Unlike the other main characters, Mystique doesn't have a counterpart in both timelines.  While I'd love to see the awkward interactions between Rebecca Romjin's Mystique and McKellen's Magneto after the events of X-Men: The Last Stand, it simply wasn't meant to be.  There's no need to fret though because we have Jennifer Lawrence in one deliciously evil performance. Making a heel turn, she's absolutely wonderful.  Savoring all the brutality she deals out to her foes in a sick fashion, Lawrence is a cold-hearted, nasty badass in a way we've yet to see from her on the big screen.  I want to see more of this from her.  Despite my praise for these central performers, I still have to address the elephant in the room.  For his part bridging the gap between the past and future as Wolverine, Hugh Jackman gives a confident performance as someone comfortable in his own skin who’s already been to hell and back on more than one occasion.  Though he’s integral to the storyline, he's not really at the center because of this.  Every major character is growing but him.

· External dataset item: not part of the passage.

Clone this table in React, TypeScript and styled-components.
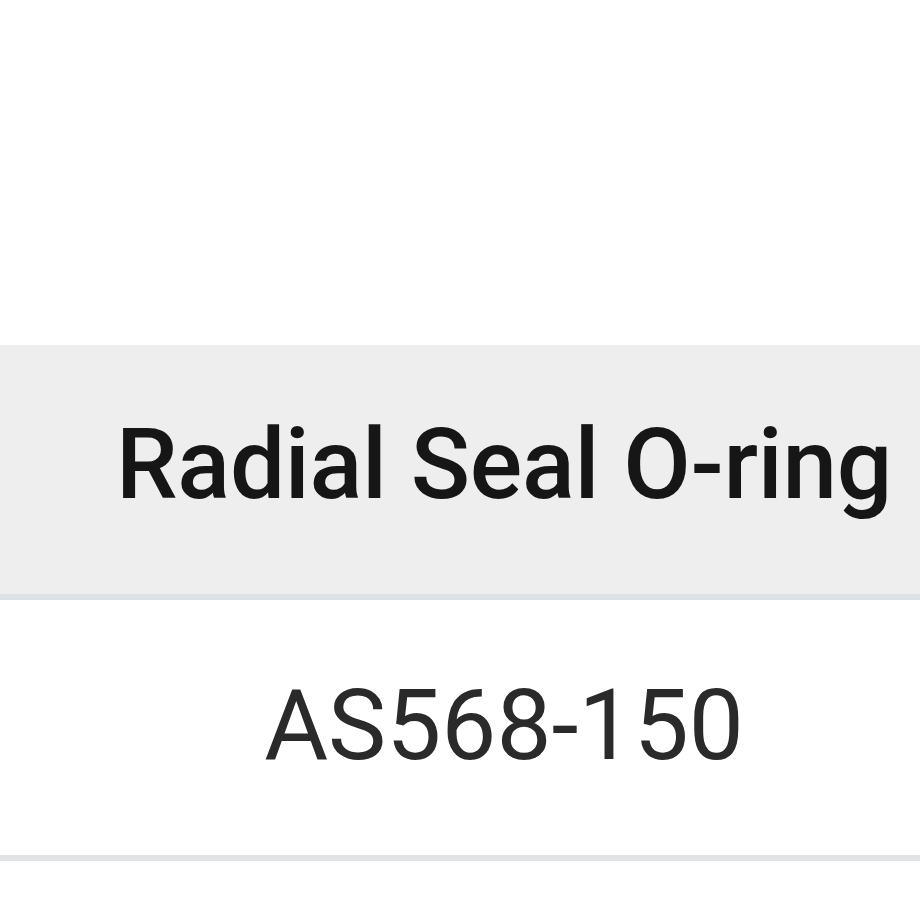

Despite how dark Days of Future Past is, Singer still manages to find humor, and it's primarily thanks to the excellent chemistry his cast shares.  With lava lamps, Richard Nixon, and Sanford and Son, the 70s setting certainly helps as well.  Channeling plenty of nostalgia and blending themes on evolution, fate, and mutant rights, Singer knocks it out of the park in his return to the franchise.  This is an X-Men film for the record books.  X-Men: Days of Future Past gets a sober rating.  SPOILER ALERT: Stick around until after the credits roll for your first glimpse of Apocalypse, the original mutant.